Later, I flirted with the idea of backwards causality, that the reason these humdrum moments from the past were freighted with specialness was precisely because they would zap me in the future, lending a tinge of epiphany to the everyday; the more times a particular moment came back, the more intense the feeling. Suppose, I thought, that rather than the steady gradient or parabola usually employed to map out the passing of a lifetime, it was instead a squiggly scribble, the ravelled aftermath of a cosmic kitten pouncing on the unspooling thread. Perhaps these moments were nodes and knots in the general tangle.

Anyway, that’s by the by. I’m writing this now because I’ve had many of them over the past few weeks, bouncing me back into my past so often that yesterday I spent hours on Google Earth tracking down and looking at virtually every house I’d ever lived in, or even, at times, at the empty ground where they used to be, streets I had walked and the parks I had played in, looking for some clue to my psychic geography in the comfort of maps.

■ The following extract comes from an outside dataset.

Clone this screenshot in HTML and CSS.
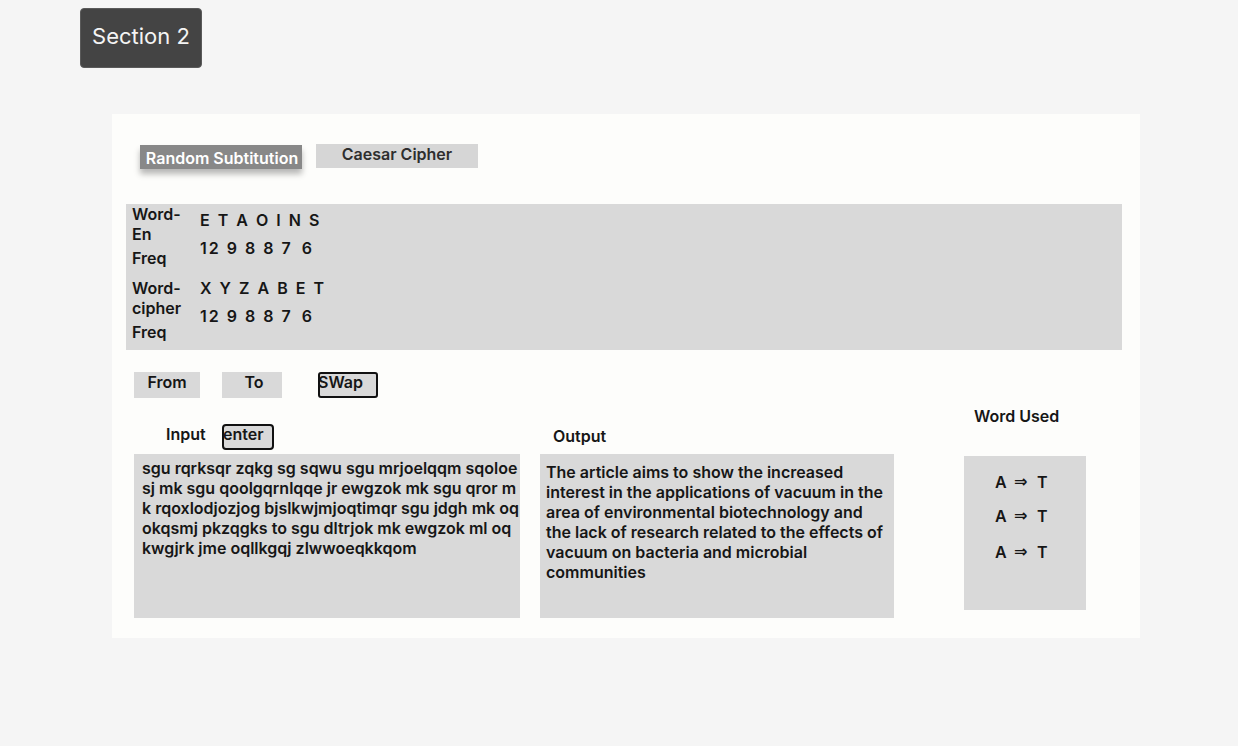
FILE: index.html
```html
<!DOCTYPE html>
<html>
<head>
<meta charset="utf-8">
<link rel="stylesheet" href="styles.css">
</head>
<body>
<div class="top">
  <button class="section-btn">Section 2</button>
</div>
<div class="panel">
  <div class="tabs">
    <div class="tab tab-active">Random Subtitution</div>
    <div class="tab tab-plain">Caesar Cipher</div>
  </div>
  <div class="freq-table">
    <div class="group">
      <div class="labels">
        <div class="lab">Word-<br>En</div>
        <div class="lab lab-freq">Freq</div>
      </div>
      <div class="values values-first">
        <div class="letters">E T A O I N S</div>
        <div class="nums">12 9 8 8 7 <span class="last">6</span></div>
      </div>
    </div>
    <div class="group group-second">
      <div class="labels">
        <div class="lab">Word-<br>cipher</div>
        <div class="lab lab-freq">Freq</div>
      </div>
      <div class="values">
        <div class="letters">X Y Z A B E T</div>
        <div class="nums">12 9 8 8 7 <span class="last">6</span></div>
      </div>
    </div>
  </div>
  <div class="controls">
    <div class="ctl ctl-from">From</div>
    <div class="ctl ctl-to">To</div>
    <div class="ctl ctl-swap">SWap</div>
  </div>
  <div class="work">
    <div class="col col-input">
      <div class="col-head">
        <div class="input-label">Input</div>
        <div class="enter-btn">enter</div>
      </div>
      <div class="box box-input">sgu rqrksqr zqkg sg sqwu sgu mrjoelqqm sqoloe<br>sj mk sgu qoolgqrnlqqe jr ewgzok mk sgu qror m<br>k rqoxlodjozjog bjslkwjmjoqtimqr sgu jdgh mk oq<br>okqsmj pkzqgks to sgu dltrjok mk ewgzok ml oq<br>kwgjrk jme oqllkgqj zlwwoeqkkqom</div>
    </div>
    <div class="col col-output">
      <div class="output-label">Output</div>
      <div class="box box-output">The article aims to show the increased<br>interest in the applications of vacuum in the<br>area of environmental biotechnology and<br>the lack of research related to the effects of<br>vacuum on bacteria and microbial<br>communities</div>
    </div>
    <div class="col col-used">
      <div class="used-label">Word Used</div>
      <div class="box box-used">
        <div class="map map-1"><span>A</span><span class="arrow">⇒</span><span>T</span></div>
        <div class="map map-2"><span>A</span><span class="arrow">⇒</span><span>T</span></div>
        <div class="map map-3"><span>A</span><span class="arrow">⇒</span><span>T</span></div>
      </div>
    </div>
  </div>
</div>
</body>
</html>
```
FILE: styles.css
```css
* { box-sizing: border-box; }
html, body { margin: 0; padding: 0; }
body {
  background: #f5f5f5;
  font-family: Inter, "Liberation Sans", sans-serif;
  color: #161616;
  width: 1238px;
  height: 746px;
  overflow: hidden;
}
.top { padding: 8px 0 0 80px; height: 114px; }
.section-btn {
  width: 122px;
  height: 60px;
  background: #444444;
  border: 1px solid #5a5a5a;
  border-radius: 4px;
  color: #f4f4f4;
  font-family: Inter, "Liberation Sans", sans-serif;
  font-size: 22px;
  font-weight: 400;
  padding: 0 0 4px 0;
  text-align: center;
}
.panel {
  margin-left: 112px;
  width: 1028px;
  height: 524px;
  background: #fdfdfb;
  padding-top: 30px;
}
.tabs { display: flex; align-items: flex-start; padding-left: 28px; gap: 14px; height: 60px; }
.tab {
  width: 162px;
  height: 24px;
  font-weight: 600;
  text-align: center;
  white-space: nowrap;
}
.tab-active {
  margin-top: 1px;
  background: #888888;
  color: #ffffff;
  font-size: 16px;
  line-height: 27px;
  box-shadow: 0 5px 6px rgba(0,0,0,0.28);
  padding-left: 2px;
}
.tab-plain {
  background: #d6d6d6;
  color: #2e2e2e;
  font-size: 16px;
  line-height: 20px;
}
.freq-table {
  margin: 0 18px 0 14px;
  background: #d9d9d9;
  height: 146px;
  padding: 0 6px 0 6px;
  font-size: 16px;
  font-weight: 600;
  line-height: 20px;
}
.group { display: flex; }
.group-second { margin-top: 10px; }
.labels { width: 68px; }
.lab-freq { margin-top: 4px; }
.values-first { padding-top: 6px; }
.letters { letter-spacing: 2px; }
.nums { margin-top: 8px; letter-spacing: 2px; }
.nums .last { margin-left: 3px; }
.controls {
  display: flex;
  margin: 22px 0 0 22px;
  height: 26px;
  font-size: 16px;
  font-weight: 600;
  line-height: 20px;
}
.ctl { height: 26px; background: #d9d9d9; }
.ctl-from { width: 66px; text-align: center; }
.ctl-to { width: 60px; margin-left: 22px; text-align: center; padding-left: 4px; }
.ctl-swap {
  width: 60px;
  margin-left: 36px;
  border: 2px solid #111;
  border-radius: 3px;
  line-height: 16px;
  text-indent: -2px;
}
.work {
  display: flex;
  align-items: flex-start;
  margin-left: 22px;
  font-size: 16px;
  font-weight: 600;
  line-height: 20px;
}
.col-input { width: 386px; margin-top: 26px; }
.col-head { display: flex; height: 26px; margin-bottom: 4px; }
.input-label { width: 88px; padding-left: 32px; }
.enter-btn {
  width: 52px;
  height: 26px;
  border: 2px solid #111;
  border-radius: 4px;
  background: #d9d9d9;
  line-height: 16px;
  text-indent: -1px;
}
.box { background: #d9d9d9; }
.box-input {
  height: 164px;
  padding: 4px 0 0 8px;
  white-space: nowrap;
}
.col-output { width: 354px; margin-left: 20px; margin-top: 28px; }
.output-label { padding-left: 13px; margin-bottom: 8px; }
.box-output {
  height: 164px;
  padding: 8px 0 0 6px;
  white-space: nowrap;
}
.col-used { width: 122px; margin-left: 70px; margin-top: 8px; }
.used-label { padding-left: 10px; }
.box-used { margin-top: 30px; height: 154px; padding: 16px 0 0 31px; }
.map { display: flex; height: 20px; }
.map span { display: inline-block; }
.map span:first-child { width: 19px; }
.map .arrow { width: 23px; font-family: "DejaVu Sans", sans-serif; font-weight: 700; font-size: 16px; }
.map-2 { margin-top: 14px; }
.map-3 { margin-top: 16px; }
```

It’s possible that this increased frequency has something to do with the arrival and dispatch of the Xmas hashish, but to suggest that this is the sole cause not only insults my poetic, Romantic and self-mythologising sensibilities, but also too simplistic. I had memory leaks before I ever smoked anything, and in the last forty years of being an on and off dope fiend I’ve never noticed any particular correlation.

What led me to post this is a thought I had walking up the hill through the village, a swirl of fine rain, rivulets of red earth trickling from the front gardens of the cottages on the hill {oh, and then, as I wrote that, another leak, of walking on the very edge of the pavement an my way to my junior school along Philip Lane in Tottenham, fascinated by the way water was running through the gutters, eroding and making valleys in what I assume now must have been builder’s sand, shaping and reshaping, making shifting patterns; the accompanying feeling, an incongruous melancholy}. I’ve often heard it said that people’s lives flash before them before they die (although how do those who say this actually know?), not so much a leak as a dam burst of memory, a flood that scours the landscape and carries away all traces of life and industry. What if these memory leaks are a harbinger of this event, and their increased frequency an indication of its proximity?

Maybe it’s time to head for the higher ground.